What is needed:
Pictures stay out of this copy, which runs from the first line of the material through the line containing "import React from".
— start Information provided —
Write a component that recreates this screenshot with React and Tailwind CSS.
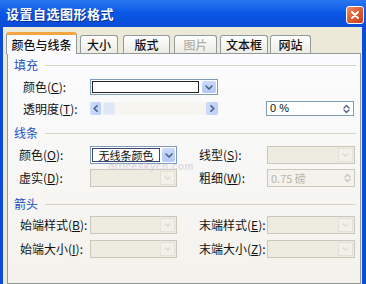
import React from "react";

const Chevron = ({ color = "#4d6185", w = 8, h = 5, sw = 1.6 }) => (
  <svg width={w} height={h} viewBox="0 0 8 5" fill="none">
    <path d="M1 1 L4 4 L7 1" stroke={color} strokeWidth={sw} strokeLinecap="round" strokeLinejoin="round" />
  </svg>
);

const Arrow = ({ dir, color = "#4d6185" }) => (
  <svg width="5" height="7" viewBox="0 0 5 7" fill="none">
    <path d={dir === "l" ? "M4 0.8 L1.2 3.5 L4 6.2" : "M1 0.8 L3.8 3.5 L1 6.2"} stroke={color} strokeWidth="1.6" strokeLinecap="round" strokeLinejoin="round" />
  </svg>
);

const SpinArrows = ({ color }) => (
  <svg width="7" height="10" viewBox="0 0 7 10" fill="none">
    <path d="M1 4 L3.5 1.5 L6 4" stroke={color} strokeWidth="1.3" strokeLinecap="round" strokeLinejoin="round" />
    <path d="M1 6 L3.5 8.5 L6 6" stroke={color} strokeWidth="1.3" strokeLinecap="round" strokeLinejoin="round" />
  </svg>
);

const DisabledCombo = ({ className = "" }) => (
  <div className={`h-[18px] border border-[#cac8bb] bg-[#eeebe1] flex justify-end p-px ${className}`}>
    <div className="w-[15px] h-full border border-[#e4e2d8] bg-[#f2f0e8] flex items-center justify-center">
      <Chevron color="#c7c5b8" w={7} h={4} sw={1.2} />
    </div>
  </div>
);

const Section = ({ label, className = "" }) => (
  <div className={`flex items-center h-[12px] pl-[6px] ${className}`}>
    <span className="text-[12px] leading-[12px] text-[#1d4fc4]">{label}</span>
    <div className="flex-1 h-px bg-[#d5d3c6] ml-[7px] mr-[4px] mt-[1px]" />
  </div>
);

const Label = ({ children, className = "" }) => (
  <span className={`text-[12px] leading-[12px] text-[#111] whitespace-nowrap ${className}`}>{children}</span>
);

const Tab = ({ label, active, disabled, className = "" }) => {
  if (active) {
    return (
      <div
        className={`relative top-px z-10 h-[22px] border border-[#919b9c] border-b-0 border-t-[3px] border-t-[#f2a540] rounded-t-[3px] bg-[#fcfcfe] flex items-center justify-center text-[12px] text-[#111] font-medium ${className}`}
      >
        {label}
      </div>
    );
  }
  return (
    <div
      className={`h-[18px] border border-[#919b9c] border-b-0 rounded-t-[3px] bg-gradient-to-b from-[#ffffff] to-[#ecebe5] flex items-center justify-center text-[12px] font-medium ${disabled ? "text-[#b4b1a4]" : "text-[#111]"} ${className}`}
    >
      {label}
    </div>
  );
};

export default function App() {
  return (
    <div className="w-[366px] h-[284px] overflow-hidden bg-[#ece9d8] flex flex-col relative [font-family:'Noto_Sans_CJK_SC','Noto_Sans',sans-serif]">
      {/* Title bar */}
      <div className="h-[27px] shrink-0 bg-gradient-to-b from-[#2a78f0] via-[#0a56e6] to-[#0a4cd6] flex items-center justify-between pl-[6px] pr-[2px]">
        <span className="text-white font-bold text-[13px] leading-[13px] tracking-[0.5px] [text-shadow:1px_1px_0_#0b2f8f]">
          设置自选图形格式
        </span>
        <div className="w-[18px] h-[18px] rounded-[3px] border border-white bg-gradient-to-br from-[#f08a6a] via-[#e05a30] to-[#c8401c] flex items-center justify-center mt-[2px]">
          <svg width="10" height="10" viewBox="0 0 10 10">
            <path d="M2 2 L8 8 M8 2 L2 8" stroke="white" strokeWidth="2" strokeLinecap="round" />
          </svg>
        </div>
      </div>

      {/* Body */}
      <div className="flex-1 flex flex-col border-l-[3px] border-r-[4px] border-l-[#0b4bd8] border-r-[#0b4bd8] pt-[5px]">
        {/* Tabs */}
        <div className="flex items-end h-[21px] shrink-0">
          <Tab label="颜色与线条" active className="ml-[3px] w-[71px]" />
          <Tab label="大小" className="ml-[3px] w-[38px]" />
          <Tab label="版式" className="ml-[5px] w-[47px]" />
          <Tab label="图片" disabled className="ml-[4px] w-[43px]" />
          <Tab label="文本框" className="ml-[3px] w-[48px]" />
          <Tab label="网站" className="ml-[2px] w-[41px]" />
        </div>

        {/* Panel */}
        <div className="flex-1 ml-[4px] mr-[1px] border border-[#919b9c] bg-gradient-to-b from-[#fcfcfe] to-[#f3f2ec] flex flex-col">
          <Section label="填充" className="mt-[5px]" />

          {/* 颜色 C */}
          <div className="flex items-center mt-[8px] h-[16px] pl-[15px]">
            <Label className="w-[67px]">
              颜色(<u>C</u>):
            </Label>
            <div className="w-[128px] h-[16px] border border-[#7f9db9] bg-white flex items-stretch p-px">
              <div className="flex-1 border border-[#222] mr-[3px]" />
              <div className="w-[14px] bg-gradient-to-b from-[#c9dafc] to-[#b3c8f5] rounded-[2px] flex items-center justify-center">
                <Chevron />
              </div>
            </div>
          </div>

          {/* 透明度 T */}
          <div className="flex items-center mt-[6px] h-[15px] pl-[15px]">
            <Label className="w-[67px]">
              透明度(<u>T</u>):
            </Label>
            <div className="w-[128px] h-[13px] bg-[#f6f5f0] flex items-stretch">
              <div className="w-[11px] bg-gradient-to-r from-[#cddcfb] to-[#bccff8] rounded-[2px] flex items-center justify-center">
                <Arrow dir="l" />
              </div>
              <div className="w-[12px] ml-[2px] bg-[#dfe6f6] rounded-[2px] border border-[#e9eefa]" />
              <div className="flex-1" />
              <div className="w-[12px] bg-gradient-to-r from-[#cddcfb] to-[#bccff8] rounded-[2px] flex items-center justify-center">
                <Arrow dir="r" />
              </div>
            </div>
            <div className="ml-[48px] w-[88px] h-[15px] border border-[#7f9db9] bg-white flex items-center justify-between pl-[3px] pr-[3px]">
              <span className="text-[11px] leading-[11px] text-[#111] [font-family:'Liberation_Sans',sans-serif]">0 %</span>
              <SpinArrows color="#4d6185" />
            </div>
          </div>

          <Section label="线条" className="mt-[11px]" />

          {/* 颜色 O / 线型 S */}
          <div className="flex items-center mt-[7px] h-[18px] pl-[11px]">
            <Label className="w-[71px]">
              颜色(<u>O</u>):
            </Label>
            <div className="w-[87px] h-[18px] border border-[#7f9db9] bg-white flex items-stretch p-px">
              <div className="flex-1 border border-[#3a4a6e] flex items-center justify-center mr-[2px]">
                <span className="text-[11px] leading-[11px] text-[#111]">无线条颜色</span>
              </div>
              <div className="w-[13px] bg-gradient-to-b from-[#c9dafc] to-[#b3c8f5] rounded-[2px] flex items-center justify-center">
                <Chevron />
              </div>
            </div>
            <Label className="ml-[22px] w-[68px]">
              线型(<u>S</u>):
            </Label>
            <DisabledCombo className="w-[88px]" />
          </div>

          {/* 虚实 D / 粗细 W */}
          <div className="flex items-center mt-[5px] h-[18px] pl-[11px]">
            <Label className="w-[71px]">
              虚实(<u>D</u>):
            </Label>
            <DisabledCombo className="w-[87px]" />
            <Label className="ml-[22px] w-[68px]">
              粗细(<u>W</u>):
            </Label>
            <div className="w-[88px] h-[18px] border border-[#cac8bb] bg-[#f4f2ec] flex items-center justify-between pl-[3px] pr-[3px]">
              <span className="text-[11px] leading-[11px] text-[#b9b6a8]">0.75 磅</span>
              <SpinArrows color="#c7c5b8" />
            </div>
          </div>

          <Section label="箭头" className="mt-[11px]" />

          {/* 始端样式 B / 末端样式 E */}
          <div className="flex items-center mt-[6px] h-[18px] pl-[12px]">
            <Label className="w-[70px]">
              始端样式(<u>B</u>):
            </Label>
            <DisabledCombo className="w-[87px]" />
            <Label className="ml-[22px] w-[68px]">
              末端样式(<u>E</u>):
            </Label>
            <DisabledCombo className="w-[88px]" />
          </div>

          {/* 始端大小 I / 末端大小 Z */}
          <div className="flex items-center mt-[6px] h-[18px] pl-[12px]">
            <Label className="w-[70px]">
              始端大小(<u>I</u>):
            </Label>
            <DisabledCombo className="w-[87px]" />
            <Label className="ml-[22px] w-[68px]">
              末端大小(<u>Z</u>):
            </Label>
            <DisabledCombo className="w-[88px]" />
          </div>
        </div>
      </div>

      {/* Watermark */}
      <div className="absolute left-[108px] top-[162px] text-[10px] leading-[9px] h-[9px] font-bold text-[#cfcad8] opacity-60 pointer-events-none [font-family:'Liberation_Sans',sans-serif] tracking-[0.5px]">
        officeskycn.com
      </div>
    </div>
  );
}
— end Information provided —
Full solution:
Write a component that recreates this screenshot with React and Tailwind CSS.
import React from "react";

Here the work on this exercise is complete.